Exploratory Data Analysis is an essential process in data science using which you will understand the features of a dataset. Normally, we use standard python libraries like Pandas, Numpy, Matplotlib, Seaborn to analyse and visualize the dataset to understand it better.
Recently, I came across an Open-source library SweetViz which automates this exploratory data analysis process in a couple of lines of code. In this blog, we will learn how to use that library.
Install the SweetViz library-
pip install sweetviz
To perform EDA, we are going to use the dataset of Amazon bestselling books during the year 2009-2019 available in Kaggle
Import Pandas library to read the CSV dataset file downloaded from the Kaggle
import pandas as pd import sweetviz as sv df = pd.read_csv("bestsellers_with_categories.csv")
The dataset will contain the data such as book name, author, user rating, reviews, price and Genre.
Create a report of the dataset
Import SweetViz and use its analyze() function to perform EDA on the dataset.
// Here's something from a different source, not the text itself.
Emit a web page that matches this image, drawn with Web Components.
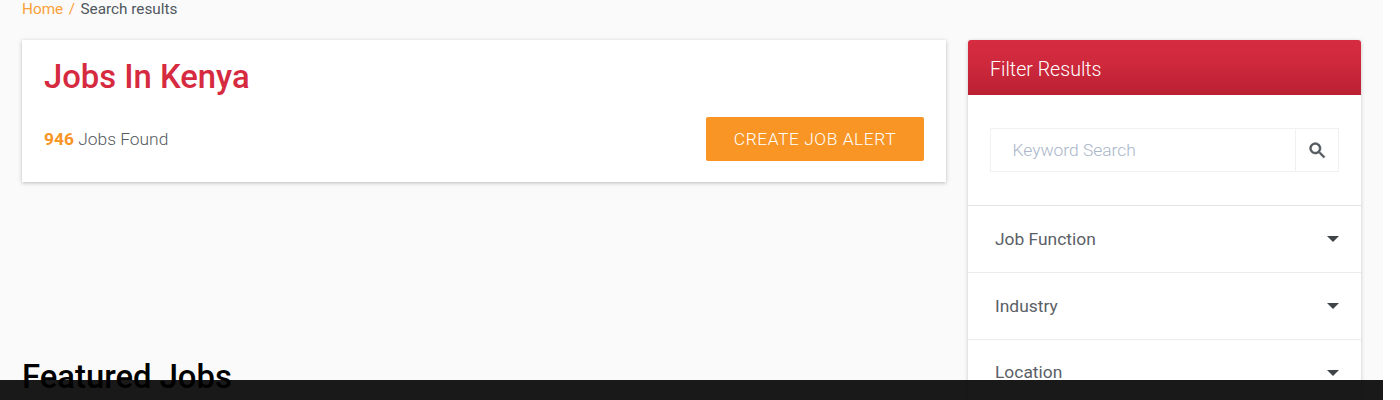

After that, you can view the report as an HTML file in the browser.
eda_report = sv.analyze(df) eda_report.show_html('sweet_report.html')
This report will contain information about the features present in the dataset and their details such as missing values, unique values. For the numerical data, it will show min, max, median, mode, average, standard deviation.
Using Sweetviz, we can also do the target analysis and its impact on other attributes.
Create a report by comparing two datasets:
With the help of Sweetviz, You can compare the test and training datasets. Split the dataset into training_data and test_data.
training_data = df[0:440] test_data = df[440:] comparison_report = sv.compare([training_data, "Training Data"],[test_data, "Test Data"]) comparison_report.show_html('Compare Reports.html')
In the report, we can see the analysis and comparison of all attributes in the test and training dataset.
Create a report for two different subsets of a dataset
Now, Divide the dataset into two subsets based on the Genre column such as one subset will contain the data of fiction books and the other will contain non-fiction books.Then compare and analyse these two different subsets.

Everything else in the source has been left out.